Savannah Sellers, NBC and MSNBC news correspondent and University of Colorado Boulder alum, is set to deliver CU’s commencement address on May 9 at Folsom Field. The 27-year-old is best known as co-host and star of “Stay Tuned,” NBC’s Snapchat news spinoff for Millennials and Generation Z.
A Buff who has “made good,” Sellers launched into the news media industry a month after graduating from CU in 2013 when she moved to New York City for a paid fellowship at NBC. CU associate journalism professor and documentary filmmaker Kathleen Ryan called her a “rising star in the industry.”
“If she stays on this trajectory I don’t doubt that she’ll continue to blaze trails, break important stories and help to redefine journalism,” Ryan said.
The CU Independent spoke with Sellers about her time at CU, her experience as a journalist and what she hopes students will take away from her speech in May.

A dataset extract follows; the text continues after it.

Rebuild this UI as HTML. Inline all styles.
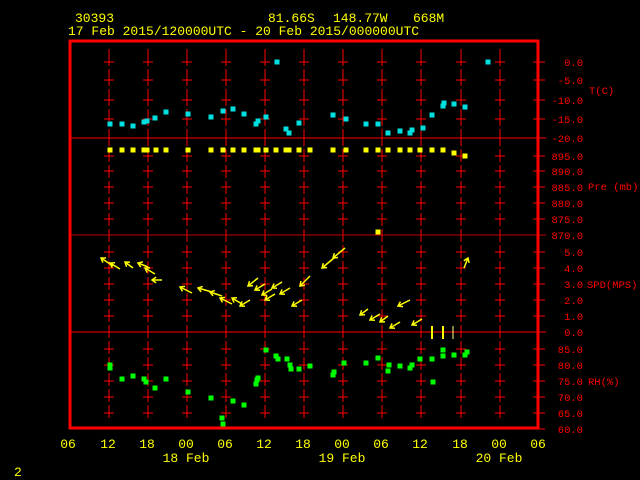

Q: What was your reaction to being invited to your former university to give the commencement speech to the graduating class of 2019?
Sellers: It means everything! I am freaking out that I was asked. I’m so excited and honored and I honestly cannot believe it myself. I can’t think of a bigger honor. I can’t think of something more incredible as a young person still, to be asked to come back six years after graduation and be in that stadium. It’s totally full circle for me. It’s so touching to me when I was asked and heard from Chad Brokaw, the senior class president, that I was their first choice, that they looked at me as having done something, and think I have something to share. One of my first thoughts was like, “Are they sure? Is everyone going to be disappointed that it’s me?” But once I sort of pushed through that, there’s nothing that could feel more special, and to do it at my own school is so meaningful.
Q: Tell us a little bit about what your life as a Buff was like, do you still keep in touch with those you knew during your university days?
Sellers: My experience as a Buff was fantastic! My best friends are my roommates here in New York, and also my best friends that live elsewhere, it’s given me a network for life. It was everything you wanted college to be. The amazing college town surrounding the school, the football games, I was a member of a sorority. My experience was incredible, I would not change it for the world, and I honestly believe it prepared me to get where I am. The things that I learned, I use all the time still.
Q: As I understand, you were a broadcast major in what used to be the school of journalism and mass communications. Having spent so much of you undergraduate years in a journalism focused environment, what is it like to be in your career now?
Sellers: Truly such an incredible experience, living that in real life now. Being in a live studio, now knowing what a control room looks like, so incredible how much that class prepares you for the real-life experience of going into this job. Kathleen Ryan was a professor of mine and she oversaw my thesis which was about women in network news. It was such a cool subject and it’s so cool now to be a woman in network news. At NBC, we have the Today Show led by Savannah and Hoda, the only two-woman-team and it’s applicable to where I go, to be able to think back to that now.
Q: What do you like most about the job you’re doing now?
Sellers: It’s pretty incredible to have your dream job! If I could’ve picked or dreamt it, it would be this and ended up being even more than that. I would have wanted to be on air on the news, in New York and to be doing it for a heavy part of my job, to be on Snapchat and the coolest part about that is that I have this dream job but it also honestly feels like I’m making a difference in the world. My favorite things to hear from viewers of the shows, when they reach out to me personally on Snapchat, is that they never cared about the news or what was going on in the world until they found my show. To be able to feel like I’m impacting a generation and making them be aware of their surroundings, making them consumers of information that is true and factual and to make them want to invest in making the world better, or at least understand it a little bit more, it just feel like it’s more than I could have ever gotten from a job like this.
Q: What do you hope students take away from your speech in May?
Sellers: I hope they walk away feeling excited and hopeful about what they are about to step into, not just scared or upset about what they are walking away from. I hope they feel inspired that you can get out there and put yourself on a path to get the life that you want. You can lean into what it is that you’re good at, that’s you’re passionate about, and get that by making your own path you don’t have to follow a bunch of other conventional ways of doing things. Had I followed the path I’d seen other people do I would not be here at all, which is exactly where I want to be. So I hope they feel encouraged to trust their gut on what makes them tick, what makes them, them and I hope it makes them run out and do big things.